At some point in the afternoon, after hours spent moving through the villa and gardens, I sat outside in the small café hidden deep inside the grounds, surrounded by greenery, overlooking Hyères and the sea below. I remember sitting there with a glass of rosé, face turned toward the sun, the entire town spread out in front of me. After a while, the villa stopped feeling like a museum I had come to visit and began behaving more like a world I had quietly entered for the afternoon.
For a moment, I found myself wishing Marie-Laure had been sitting there beside me.
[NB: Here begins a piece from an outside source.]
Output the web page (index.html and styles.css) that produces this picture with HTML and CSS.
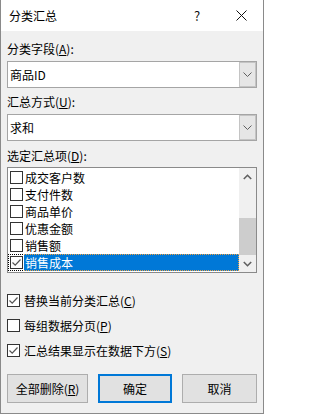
FILE: index.html
```html
<!DOCTYPE html>
<html lang="zh-CN">
<head>
<meta charset="utf-8">
<title>分类汇总</title>
<link rel="stylesheet" href="styles.css">
</head>
<body>
<div class="dialog">
  <div class="titlebar">
    <span class="title">分类汇总</span>
    <span class="help">?</span>
    <span class="close"><svg width="11" height="11" viewBox="0 0 11 11"><path d="M0.5 0.5L10.5 10.5M10.5 0.5L0.5 10.5" stroke="#111" stroke-width="1" fill="none"/></svg></span>
  </div>
  <div class="body">
    <div class="label lbl1">分类字段(<u>A</u>):</div>
    <div class="combo">
      <span class="combo-text">商品ID</span>
      <span class="combo-btn"><svg width="9" height="5" viewBox="0 0 9 5"><path d="M0.5 0.5L4.5 4.5L8.5 0.5" stroke="#606060" stroke-width="1" fill="none"/></svg></span>
    </div>
    <div class="label lbl2">汇总方式(<u>U</u>):</div>
    <div class="combo">
      <span class="combo-text">求和</span>
      <span class="combo-btn"><svg width="9" height="5" viewBox="0 0 9 5"><path d="M0.5 0.5L4.5 4.5L8.5 0.5" stroke="#606060" stroke-width="1" fill="none"/></svg></span>
    </div>
    <div class="label lbl3">选定汇总项(<u>D</u>):</div>
    <div class="listbox">
      <div class="items">
        <div class="item"><span class="box"></span><span class="item-text">成交客户数</span></div>
        <div class="item"><span class="box"></span><span class="item-text">支付件数</span></div>
        <div class="item"><span class="box"></span><span class="item-text">商品单价</span></div>
        <div class="item"><span class="box"></span><span class="item-text">优惠金额</span></div>
        <div class="item"><span class="box"></span><span class="item-text">销售额</span></div>
        <div class="item sel"><span class="box checked"><svg width="11" height="11" viewBox="0 0 11 11"><path d="M1.5 5.5L4.2 8.2L9.5 2.5" stroke="#555" stroke-width="1.2" fill="none"/></svg></span><span class="item-text">销售成本</span></div>
      </div>
      <div class="scroll">
        <div class="arrow"><svg width="9" height="6" viewBox="0 0 9 6"><path d="M0.8 5L4.5 1.3L8.2 5" stroke="#606060" stroke-width="1.6" fill="none"/></svg></div>
        <div class="track"><div class="thumb"></div></div>
        <div class="arrow"><svg width="9" height="6" viewBox="0 0 9 6"><path d="M0.8 1L4.5 4.7L8.2 1" stroke="#606060" stroke-width="1.6" fill="none"/></svg></div>
      </div>
    </div>
    <div class="checks">
      <div class="check-row"><span class="box checked"><svg width="11" height="11" viewBox="0 0 11 11"><path d="M1.5 5.5L4.2 8.2L9.5 2.5" stroke="#555" stroke-width="1.2" fill="none"/></svg></span><span>替换当前分类汇总(<u>C</u>)</span></div>
      <div class="check-row"><span class="box"></span><span>每组数据分页(<u>P</u>)</span></div>
      <div class="check-row"><span class="box checked"><svg width="11" height="11" viewBox="0 0 11 11"><path d="M1.5 5.5L4.2 8.2L9.5 2.5" stroke="#555" stroke-width="1.2" fill="none"/></svg></span><span>汇总结果显示在数据下方(<u>S</u>)</span></div>
    </div>
    <div class="buttons">
      <div class="btn">全部删除(<u>R</u>)</div>
      <div class="btn default">确定</div>
      <div class="btn">取消</div>
    </div>
  </div>
</div>
</body>
</html>
```

FILE: styles.css
```css
html, body {
  margin: 0;
  padding: 0;
  background: #ffffff;
}
body {
  font-family: "Noto Sans CJK SC", "Liberation Sans", sans-serif;
  font-size: 12px;
  color: #000;
}
.dialog {
  width: 264px;
  height: 414px;
  box-sizing: border-box;
  border: 1px solid #8a8a8a;
  border-top: none;
  background: #f0f0f0;
  display: flex;
  flex-direction: column;
}
.titlebar {
  height: 31px;
  background: #ffffff;
  display: flex;
  align-items: center;
  flex: none;
}
.title {
  padding-left: 8px;
  flex: 1;
  font-size: 12px;
}
.help {
  width: 44px;
  text-align: center;
  font-size: 13px;
  color: #111;
}
.close {
  width: 44px;
  height: 31px;
  display: flex;
  align-items: center;
  justify-content: center;
}
.body {
  padding: 0 6px;
  display: flex;
  flex-direction: column;
}
.label {
  height: 17px;
  line-height: 17px;
}
.lbl1 { margin-top: 9px; }
.lbl2 { margin-top: 5px; }
.lbl3 { margin-top: 6px; }
.combo {
  margin-top: 4px;
  height: 27px;
  box-sizing: border-box;
  border: 1px solid #a5a5a5;
  background: #ffffff;
  display: flex;
}
.combo-text {
  flex: 1;
  padding-left: 2px;
  line-height: 25px;
}
.combo-btn {
  width: 17px;
  box-sizing: border-box;
  border: 1px solid #c4c4c4;
  background: #e6e6e6;
  display: flex;
  align-items: center;
  justify-content: center;
}
.listbox {
  margin-top: 3px;
  height: 106px;
  box-sizing: border-box;
  border: 1px solid #8a8a8a;
  background: #ffffff;
  display: flex;
}
.items {
  flex: 1;
  padding-top: 1px;
  display: flex;
  flex-direction: column;
}
.item {
  height: 17px;
  box-sizing: border-box;
  border: 1px dotted transparent;
  padding-left: 1px;
  display: flex;
  align-items: center;
}
.item .box {
  margin-right: 1px;
}
.item-text {
  padding-left: 1px;
  line-height: 15px;
}
.item.sel {
  border-color: #000;
}
.item.sel .item-text {
  flex: 1;
  align-self: stretch;
  margin: -1px -1px -1px 0;
  border: 1px dotted #f0a040;
  border-left: none;
  background: #0078d7;
  color: #ffffff;
}
.box {
  width: 13px;
  height: 13px;
  box-sizing: border-box;
  border: 1px solid #333333;
  background: #ffffff;
  flex: none;
  display: flex;
  align-items: center;
  justify-content: center;
}
.scroll {
  width: 17px;
  background: #f0f0f0;
  display: flex;
  flex-direction: column;
}
.arrow {
  height: 17px;
  display: flex;
  align-items: center;
  justify-content: center;
  flex: none;
}
.track {
  flex: 1;
  display: flex;
  flex-direction: column;
  justify-content: flex-end;
}
.thumb {
  height: 37px;
  background: #cdcdcd;
}
.checks {
  margin-top: 15px;
  display: flex;
  flex-direction: column;
  gap: 1px;
}
.check-row {
  height: 24px;
  display: flex;
  align-items: center;
  gap: 4px;
}
.buttons {
  margin-top: 12px;
  display: grid;
  grid-template-columns: 81px 74px 75px;
  column-gap: 10px;
}
.btn {
  height: 29px;
  box-sizing: border-box;
  border: 1px solid #adadad;
  background: #e1e1e1;
  display: flex;
  align-items: center;
  justify-content: center;
}
.btn.default {
  border: 2px solid #0078d7;
}
```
I wanted to ask what she had seen from there. Who had arrived too late. Who had behaved beautifully. Who had ruined the evening. Who had changed the atmosphere simply by entering the room.
I wanted the impossible version of Villa Noailles: one evening before everything became history. Artists performing intelligence, charm, and cruelty with the same appetite. The house waiting before the party began.
Walking back down into town later, I finally understood why the hotel had insisted I return on foot. Small stairways hidden inside the gardens descend through different layers of the landscape until the villa slowly releases you back into ordinary life. The architecture narrows into pathways, the town gradually reappears through the foliage, and somewhere behind you, the house remains suspended above Hyères, still carrying traces of the world it once gathered around itself.
Even now, Villa Noailles continues attracting the same circles it once drew so naturally together. Fashion never fully left the house. Chanel’s long support of its fashion and photography festivals feels less like sponsorship than a return visit. Marie-Laure belonged to a world in which style, art, conversation, and social life did not need separate rooms. Fashion returns because Villa Noailles still knows how to stage desire as a form of intelligence.
By the time I left, Villa Noailles had become a house I could not quite leave behind. Even now, I can still see its white geometry, the garden folding into itself, Hyères below in the afternoon light, and somewhere nearby, not quite visible but impossible to dismiss, Marie-Laure still arranging the evening.